As I noted in Part I, I am not the first to make this speculation--both Rep. Mike Honda and Jeff Yang (during the 2008 elections) made note of the many Asian connections in Obama's biography and background (which I already elaborated on in the previous post).
What I didn't mention in Part I was that their imagining of Obama as Asian American was riffing off of Toni Morrison's essay in The New Yorker in which she famously was quoted as saying:
white skin notwithstanding, this is our first black President. Blacker than any actual black person who could ever be elected in our children’s lifetime. After all, Clinton displays almost every trope of blackness: single-parent household, born poor, working-class, saxophone-playing, McDonald’s-and-junk-food-loving boy from ArkansasThis quote from Morrison got a lot of play during Obama's 2008 election since it was noted, many times, that Bill Clinton was not an "actual" black person but that Obama was.
However, what is missing from this widely repeated quote is the context that Morrison was writing about Clinton--namely the Lewinsky scandal and the way that the impeachment hearings were using his infidelity as the impetus to get him out of office--the ways in which
"the President’s body, his privacy, his unpoliced sexuality became the focus of the persecution, when he was metaphorically seized and body-searched"

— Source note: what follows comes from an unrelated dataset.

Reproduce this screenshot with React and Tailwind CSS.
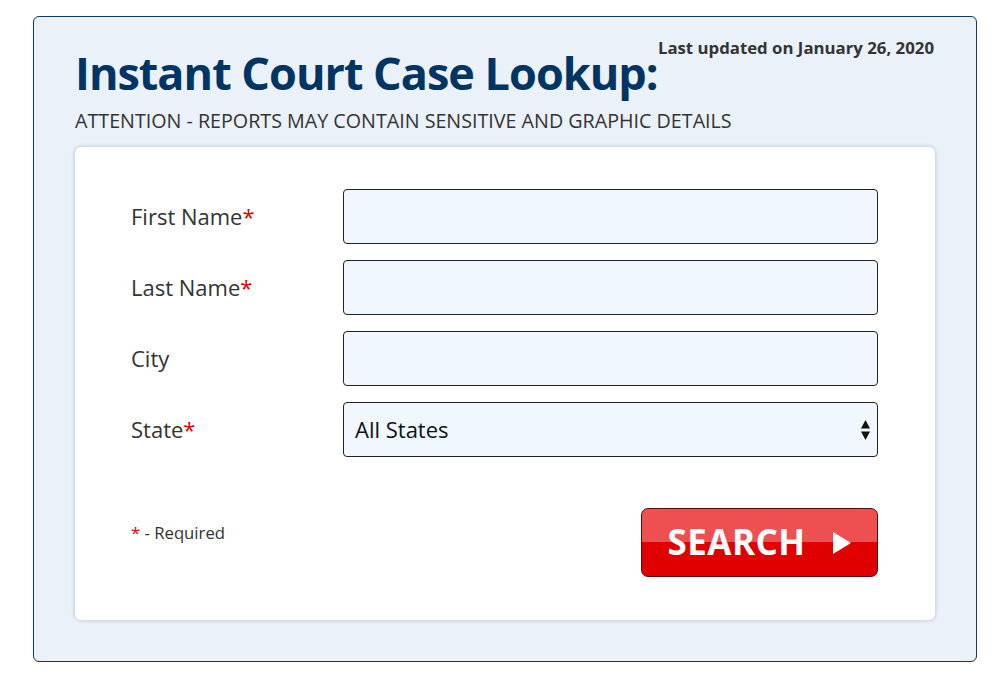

which Morrison saw was akin to the experience of African American men being policed and persecuted based on their sexuality.
I mention this because while one could argue that there are tropes of "Asian-ness" that we can see in Obama's life--his time spent in Indonesia, his upbringing in Hawaii, his Asian extended family--they are but symbolic gestures--figurations. They aren't how he identifies and it's not how others would identify him either since we are still living in an age where we believe we know what someone who is "Asian" looks like, and we know what someone who is "black" looks like--and we apply these rubrics to people and call them racial identities.
Furthermore, the truth is that Obama does not identify as Asian American. Technically, as far as the 2010 US Census goes, he identifies as African American rather than both black and white and certainly he didn't check the "Asian" box. And it is important for us to acknowledge that people get to identify the way they want--something folks often forget when they refer to Tiger Woods as monoracially black when he, himself, identifies as mixed-race or half-black, half-Thai.
So why enter into this exercise at all? I guess I wanted to think about the limits of racial ambiguity, which is the topic of my current book manuscript--the one that has been consuming me and taking me away from being able to think about blogging. I do think that imagining race as fluid and as flexible is an anti-racist position. But I also think that there is a historic reality to racialized bodies that we can't ignore. And that's the tension between theory and praxis. It's important to be able to theorize beyond our raced bodies--to imagine a place where we can acknowledge the constructed nature of race and the ways in which multiracial people especially complicate this simplistic notion that there are pure races. But on the other hand, there are the ways that the state has regulated bodies based on believing in race.
So I will continue to think about the possibilities of what if--what if we could say that Barack Obama is our first black American, first mixed race American, and first Asian American president? What if checked off more than one box became the norm for all of us?